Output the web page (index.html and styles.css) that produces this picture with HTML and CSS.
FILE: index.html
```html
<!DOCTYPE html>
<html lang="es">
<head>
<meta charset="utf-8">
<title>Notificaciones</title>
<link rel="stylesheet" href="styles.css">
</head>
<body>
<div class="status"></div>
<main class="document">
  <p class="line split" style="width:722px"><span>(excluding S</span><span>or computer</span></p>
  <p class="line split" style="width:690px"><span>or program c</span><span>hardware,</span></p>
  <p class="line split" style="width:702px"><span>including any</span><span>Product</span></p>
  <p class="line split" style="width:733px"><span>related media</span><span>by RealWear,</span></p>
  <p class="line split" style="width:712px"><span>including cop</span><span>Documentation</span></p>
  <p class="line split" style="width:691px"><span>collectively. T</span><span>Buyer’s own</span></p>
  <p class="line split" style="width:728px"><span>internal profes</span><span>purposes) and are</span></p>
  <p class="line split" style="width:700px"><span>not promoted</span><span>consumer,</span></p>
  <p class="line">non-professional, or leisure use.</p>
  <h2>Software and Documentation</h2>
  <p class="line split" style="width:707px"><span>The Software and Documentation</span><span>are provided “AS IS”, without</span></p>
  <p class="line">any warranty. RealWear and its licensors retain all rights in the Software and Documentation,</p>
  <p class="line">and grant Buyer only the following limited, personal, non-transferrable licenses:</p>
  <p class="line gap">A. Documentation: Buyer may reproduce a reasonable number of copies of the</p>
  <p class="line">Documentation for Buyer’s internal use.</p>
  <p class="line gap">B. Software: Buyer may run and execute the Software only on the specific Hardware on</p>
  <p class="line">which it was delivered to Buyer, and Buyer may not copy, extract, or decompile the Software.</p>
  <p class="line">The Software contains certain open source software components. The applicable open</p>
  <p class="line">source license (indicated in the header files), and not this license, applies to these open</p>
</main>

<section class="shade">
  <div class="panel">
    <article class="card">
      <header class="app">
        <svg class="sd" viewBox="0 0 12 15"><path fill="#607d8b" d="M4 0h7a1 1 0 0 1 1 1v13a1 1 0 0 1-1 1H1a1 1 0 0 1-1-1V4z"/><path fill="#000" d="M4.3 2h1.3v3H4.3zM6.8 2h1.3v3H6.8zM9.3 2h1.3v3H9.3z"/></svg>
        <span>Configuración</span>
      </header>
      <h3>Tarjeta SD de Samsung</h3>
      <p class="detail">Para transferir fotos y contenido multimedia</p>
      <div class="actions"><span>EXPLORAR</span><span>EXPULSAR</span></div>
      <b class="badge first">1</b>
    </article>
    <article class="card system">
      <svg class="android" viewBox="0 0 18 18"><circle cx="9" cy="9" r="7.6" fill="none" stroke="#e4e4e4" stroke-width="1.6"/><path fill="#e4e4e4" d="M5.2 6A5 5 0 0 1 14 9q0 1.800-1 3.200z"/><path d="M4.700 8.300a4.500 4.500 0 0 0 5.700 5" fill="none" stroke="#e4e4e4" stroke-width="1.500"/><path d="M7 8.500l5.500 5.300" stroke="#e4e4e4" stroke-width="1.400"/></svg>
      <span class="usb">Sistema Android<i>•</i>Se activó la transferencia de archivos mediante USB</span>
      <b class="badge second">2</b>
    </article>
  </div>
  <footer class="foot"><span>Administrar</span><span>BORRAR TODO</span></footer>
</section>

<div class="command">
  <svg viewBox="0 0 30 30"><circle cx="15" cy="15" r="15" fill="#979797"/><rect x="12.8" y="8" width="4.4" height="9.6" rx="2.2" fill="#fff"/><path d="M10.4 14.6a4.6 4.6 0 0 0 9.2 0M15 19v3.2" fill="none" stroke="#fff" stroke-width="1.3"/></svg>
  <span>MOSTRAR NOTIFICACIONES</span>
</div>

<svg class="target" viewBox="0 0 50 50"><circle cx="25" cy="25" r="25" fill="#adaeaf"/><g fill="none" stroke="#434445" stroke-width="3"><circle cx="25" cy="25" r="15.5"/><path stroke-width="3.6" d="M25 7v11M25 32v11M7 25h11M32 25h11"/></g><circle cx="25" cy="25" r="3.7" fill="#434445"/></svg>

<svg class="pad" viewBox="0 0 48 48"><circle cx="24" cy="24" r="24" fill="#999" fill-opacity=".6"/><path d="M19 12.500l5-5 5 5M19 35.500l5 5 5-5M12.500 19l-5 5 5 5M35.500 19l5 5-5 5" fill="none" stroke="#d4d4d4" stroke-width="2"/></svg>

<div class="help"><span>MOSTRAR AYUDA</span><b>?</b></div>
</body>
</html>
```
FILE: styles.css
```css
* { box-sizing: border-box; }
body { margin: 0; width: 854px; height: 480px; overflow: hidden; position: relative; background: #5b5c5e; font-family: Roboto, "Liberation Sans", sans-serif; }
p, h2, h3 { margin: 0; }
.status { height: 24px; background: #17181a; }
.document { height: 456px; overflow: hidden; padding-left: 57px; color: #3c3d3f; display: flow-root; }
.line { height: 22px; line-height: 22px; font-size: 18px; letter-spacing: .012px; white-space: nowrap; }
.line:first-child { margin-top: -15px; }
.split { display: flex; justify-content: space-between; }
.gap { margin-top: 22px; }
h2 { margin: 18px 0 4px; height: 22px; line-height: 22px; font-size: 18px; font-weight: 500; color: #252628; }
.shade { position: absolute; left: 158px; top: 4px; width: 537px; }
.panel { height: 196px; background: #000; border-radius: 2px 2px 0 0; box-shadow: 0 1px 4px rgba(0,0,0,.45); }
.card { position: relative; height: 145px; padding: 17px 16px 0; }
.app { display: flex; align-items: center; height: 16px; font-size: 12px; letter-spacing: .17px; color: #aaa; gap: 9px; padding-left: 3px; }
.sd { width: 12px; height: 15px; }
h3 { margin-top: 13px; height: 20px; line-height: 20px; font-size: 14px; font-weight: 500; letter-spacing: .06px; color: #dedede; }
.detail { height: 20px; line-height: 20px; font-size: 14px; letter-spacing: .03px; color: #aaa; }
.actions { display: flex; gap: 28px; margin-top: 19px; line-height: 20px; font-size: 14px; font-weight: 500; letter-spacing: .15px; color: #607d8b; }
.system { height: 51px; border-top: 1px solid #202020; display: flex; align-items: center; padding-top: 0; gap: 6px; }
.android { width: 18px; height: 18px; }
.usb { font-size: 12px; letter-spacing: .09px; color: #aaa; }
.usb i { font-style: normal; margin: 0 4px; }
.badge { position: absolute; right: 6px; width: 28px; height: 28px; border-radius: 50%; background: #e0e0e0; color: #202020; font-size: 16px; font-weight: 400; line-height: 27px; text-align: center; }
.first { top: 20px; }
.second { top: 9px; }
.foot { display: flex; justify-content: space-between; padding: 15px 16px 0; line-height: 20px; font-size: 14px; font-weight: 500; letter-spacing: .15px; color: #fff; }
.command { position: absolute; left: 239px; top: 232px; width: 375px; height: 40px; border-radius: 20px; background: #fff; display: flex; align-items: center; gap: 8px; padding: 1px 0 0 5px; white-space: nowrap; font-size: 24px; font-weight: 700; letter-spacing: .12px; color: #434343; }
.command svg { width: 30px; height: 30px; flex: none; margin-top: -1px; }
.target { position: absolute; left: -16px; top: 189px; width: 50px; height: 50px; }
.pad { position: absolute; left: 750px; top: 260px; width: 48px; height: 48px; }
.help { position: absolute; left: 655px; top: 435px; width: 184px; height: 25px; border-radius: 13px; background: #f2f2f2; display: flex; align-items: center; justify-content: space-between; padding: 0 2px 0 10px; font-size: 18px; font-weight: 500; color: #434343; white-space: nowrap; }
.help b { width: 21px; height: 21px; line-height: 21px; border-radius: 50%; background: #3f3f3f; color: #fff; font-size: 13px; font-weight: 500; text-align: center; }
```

→ EXERCISE DESCRIPTION:
Please set down all the data word for word.

→ RESULT:
Output the web page (index.html and styles.css) that produces this picture with HTML and CSS.
FILE: index.html
```html
<!DOCTYPE html>
<html lang="es">
<head>
<meta charset="utf-8">
<title>Notificaciones</title>
<link rel="stylesheet" href="styles.css">
</head>
<body>
<div class="status"></div>
<main class="document">
  <p class="line split" style="width:722px"><span>(excluding S</span><span>or computer</span></p>
  <p class="line split" style="width:690px"><span>or program c</span><span>hardware,</span></p>
  <p class="line split" style="width:702px"><span>including any</span><span>Product</span></p>
  <p class="line split" style="width:733px"><span>related media</span><span>by RealWear,</span></p>
  <p class="line split" style="width:712px"><span>including cop</span><span>Documentation</span></p>
  <p class="line split" style="width:691px"><span>collectively. T</span><span>Buyer’s own</span></p>
  <p class="line split" style="width:728px"><span>internal profes</span><span>purposes) and are</span></p>
  <p class="line split" style="width:700px"><span>not promoted</span><span>consumer,</span></p>
  <p class="line">non-professional, or leisure use.</p>
  <h2>Software and Documentation</h2>
  <p class="line split" style="width:707px"><span>The Software and Documentation</span><span>are provided “AS IS”, without</span></p>
  <p class="line">any warranty. RealWear and its licensors retain all rights in the Software and Documentation,</p>
  <p class="line">and grant Buyer only the following limited, personal, non-transferrable licenses:</p>
  <p class="line gap">A. Documentation: Buyer may reproduce a reasonable number of copies of the</p>
  <p class="line">Documentation for Buyer’s internal use.</p>
  <p class="line gap">B. Software: Buyer may run and execute the Software only on the specific Hardware on</p>
  <p class="line">which it was delivered to Buyer, and Buyer may not copy, extract, or decompile the Software.</p>
  <p class="line">The Software contains certain open source software components. The applicable open</p>
  <p class="line">source license (indicated in the header files), and not this license, applies to these open</p>
</main>

<section class="shade">
  <div class="panel">
    <article class="card">
      <header class="app">
        <svg class="sd" viewBox="0 0 12 15"><path fill="#607d8b" d="M4 0h7a1 1 0 0 1 1 1v13a1 1 0 0 1-1 1H1a1 1 0 0 1-1-1V4z"/><path fill="#000" d="M4.3 2h1.3v3H4.3zM6.8 2h1.3v3H6.8zM9.3 2h1.3v3H9.3z"/></svg>
        <span>Configuración</span>
      </header>
      <h3>Tarjeta SD de Samsung</h3>
      <p class="detail">Para transferir fotos y contenido multimedia</p>
      <div class="actions"><span>EXPLORAR</span><span>EXPULSAR</span></div>
      <b class="badge first">1</b>
    </article>
    <article class="card system">
      <svg class="android" viewBox="0 0 18 18"><circle cx="9" cy="9" r="7.6" fill="none" stroke="#e4e4e4" stroke-width="1.6"/><path fill="#e4e4e4" d="M5.2 6A5 5 0 0 1 14 9q0 1.800-1 3.200z"/><path d="M4.700 8.300a4.500 4.500 0 0 0 5.700 5" fill="none" stroke="#e4e4e4" stroke-width="1.500"/><path d="M7 8.500l5.500 5.300" stroke="#e4e4e4" stroke-width="1.400"/></svg>
      <span class="usb">Sistema Android<i>•</i>Se activó la transferencia de archivos mediante USB</span>
      <b class="badge second">2</b>
    </article>
  </div>
  <footer class="foot"><span>Administrar</span><span>BORRAR TODO</span></footer>
</section>

<div class="command">
  <svg viewBox="0 0 30 30"><circle cx="15" cy="15" r="15" fill="#979797"/><rect x="12.8" y="8" width="4.4" height="9.6" rx="2.2" fill="#fff"/><path d="M10.4 14.6a4.6 4.6 0 0 0 9.2 0M15 19v3.2" fill="none" stroke="#fff" stroke-width="1.3"/></svg>
  <span>MOSTRAR NOTIFICACIONES</span>
</div>

<svg class="target" viewBox="0 0 50 50"><circle cx="25" cy="25" r="25" fill="#adaeaf"/><g fill="none" stroke="#434445" stroke-width="3"><circle cx="25" cy="25" r="15.5"/><path stroke-width="3.6" d="M25 7v11M25 32v11M7 25h11M32 25h11"/></g><circle cx="25" cy="25" r="3.7" fill="#434445"/></svg>

<svg class="pad" viewBox="0 0 48 48"><circle cx="24" cy="24" r="24" fill="#999" fill-opacity=".6"/><path d="M19 12.500l5-5 5 5M19 35.500l5 5 5-5M12.500 19l-5 5 5 5M35.500 19l5 5-5 5" fill="none" stroke="#d4d4d4" stroke-width="2"/></svg>

<div class="help"><span>MOSTRAR AYUDA</span><b>?</b></div>
</body>
</html>
```
FILE: styles.css
```css
* { box-sizing: border-box; }
body { margin: 0; width: 854px; height: 480px; overflow: hidden; position: relative; background: #5b5c5e; font-family: Roboto, "Liberation Sans", sans-serif; }
p, h2, h3 { margin: 0; }
.status { height: 24px; background: #17181a; }
.document { height: 456px; overflow: hidden; padding-left: 57px; color: #3c3d3f; display: flow-root; }
.line { height: 22px; line-height: 22px; font-size: 18px; letter-spacing: .012px; white-space: nowrap; }
.line:first-child { margin-top: -15px; }
.split { display: flex; justify-content: space-between; }
.gap { margin-top: 22px; }
h2 { margin: 18px 0 4px; height: 22px; line-height: 22px; font-size: 18px; font-weight: 500; color: #252628; }
.shade { position: absolute; left: 158px; top: 4px; width: 537px; }
.panel { height: 196px; background: #000; border-radius: 2px 2px 0 0; box-shadow: 0 1px 4px rgba(0,0,0,.45); }
.card { position: relative; height: 145px; padding: 17px 16px 0; }
.app { display: flex; align-items: center; height: 16px; font-size: 12px; letter-spacing: .17px; color: #aaa; gap: 9px; padding-left: 3px; }
.sd { width: 12px; height: 15px; }
h3 { margin-top: 13px; height: 20px; line-height: 20px; font-size: 14px; font-weight: 500; letter-spacing: .06px; color: #dedede; }
.detail { height: 20px; line-height: 20px; font-size: 14px; letter-spacing: .03px; color: #aaa; }
.actions { display: flex; gap: 28px; margin-top: 19px; line-height: 20px; font-size: 14px; font-weight: 500; letter-spacing: .15px; color: #607d8b; }
.system { height: 51px; border-top: 1px solid #202020; display: flex; align-items: center; padding-top: 0; gap: 6px; }
.android { width: 18px; height: 18px; }
.usb { font-size: 12px; letter-spacing: .09px; color: #aaa; }
.usb i { font-style: normal; margin: 0 4px; }
.badge { position: absolute; right: 6px; width: 28px; height: 28px; border-radius: 50%; background: #e0e0e0; color: #202020; font-size: 16px; font-weight: 400; line-height: 27px; text-align: center; }
.first { top: 20px; }
.second { top: 9px; }
.foot { display: flex; justify-content: space-between; padding: 15px 16px 0; line-height: 20px; font-size: 14px; font-weight: 500; letter-spacing: .15px; color: #fff; }
.command { position: absolute; left: 239px; top: 232px; width: 375px; height: 40px; border-radius: 20px; background: #fff; display: flex; align-items: center; gap: 8px; padding: 1px 0 0 5px; white-space: nowrap; font-size: 24px; font-weight: 700; letter-spacing: .12px; color: #434343; }
.command svg { width: 30px; height: 30px; flex: none; margin-top: -1px; }
.target { position: absolute; left: -16px; top: 189px; width: 50px; height: 50px; }
.pad { position: absolute; left: 750px; top: 260px; width: 48px; height: 48px; }
.help { position: absolute; left: 655px; top: 435px; width: 184px; height: 25px; border-radius: 13px; background: #f2f2f2; display: flex; align-items: center; justify-content: space-between; padding: 0 2px 0 10px; font-size: 18px; font-weight: 500; color: #434343; white-space: nowrap; }
.help b { width: 21px; height: 21px; line-height: 21px; border-radius: 50%; background: #3f3f3f; color: #fff; font-size: 13px; font-weight: 500; text-align: center; }
```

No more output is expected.